Franco es, así, el eterno candidato en todas las convocatorias electorales de España, sean del ámbito que sean, porque siempre está presente en ellas. No hay campaña electoral en la que no se hable del que fuera Jefe de Estado.

Franco funciona, en el imaginario colectivo, como la baliza que hace de tope del ultraderechismo; es decir, a la derecha del PP estaría VOX, después irían todos los falangistas, Núcleo Nacional y sus ramificaciones pardas, y finalmente el Caudillo. Más allá del Caudillo no se cree que haya vida inteligente.

Cuanto más decide la izquierda que los demás se acercan a Franco, mayor es su estigma y, por tanto, menos derecho tienen a ganar las elecciones, que representan la antítesis del autoritarismo franquista (siempre según el statu quo sistémico diseñado por el mundo progre).

Lo cierto es que la realidad de los últimos cuarenta años se ha encargado de desmentir los mantras de ese statu quo: ni los últimos años del franquismo fueron característicos de una dictadura fascista (como pretenden los progres de izquierdas y de derechas), ni el sistema de libertades que se esperaría de una democracia liberal existe en la práctica, tal es el número de prohibiciones, límites, leyes restrictivas e imposiciones europeas que afectan a la ciudadanía.

Las redes sociales evidencian algo que ni los más optimistas y furibundos progres podían seguramente avizorar hace solamente diez años: el antifranquismo está dejando paso a un interés nuevo por redescubrir al personaje, un interés que proviene de los más jóvenes. Y la cochambre moral, social y política que nos rodea contribuyen a que ese interés o esa curiosidad no lleven el estigma que la jauría progre le había venido colocando; es una curiosidad limpia de intoxicación.

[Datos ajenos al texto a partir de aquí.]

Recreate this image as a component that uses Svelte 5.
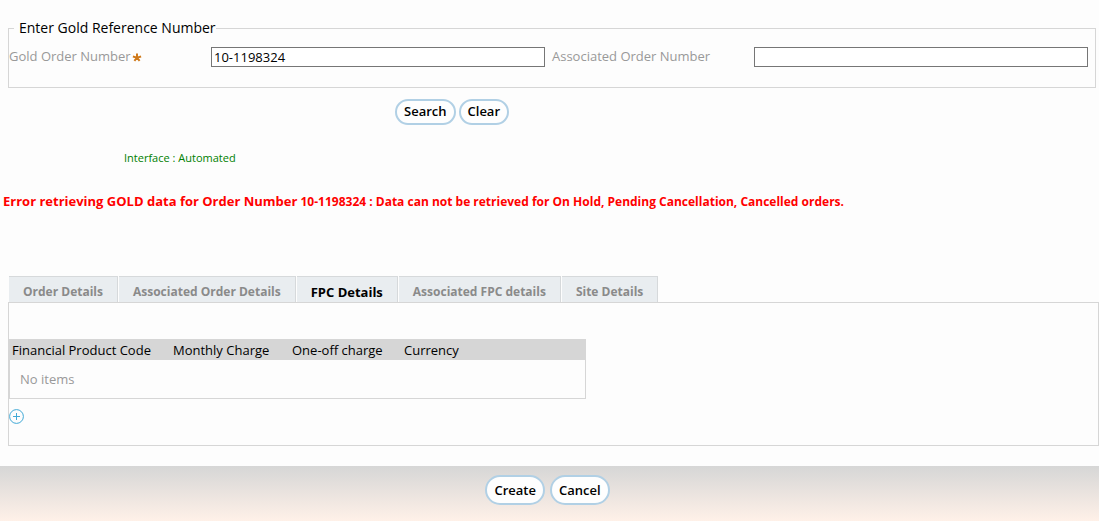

Lo que probablemente nos espere no son generaciones y generaciones de nuevos franquistas, pero sí una mayor conciencia crítica hacia un periodo histórico que, durante décadas, ha sido ocultado a la gran mayoría de los españoles por los beneficiarios del fin de aquel régimen; un periodo histórico que, con sus luces y sus sombras, merece ser conocido tal y como fue, y no como nos lo han vendido.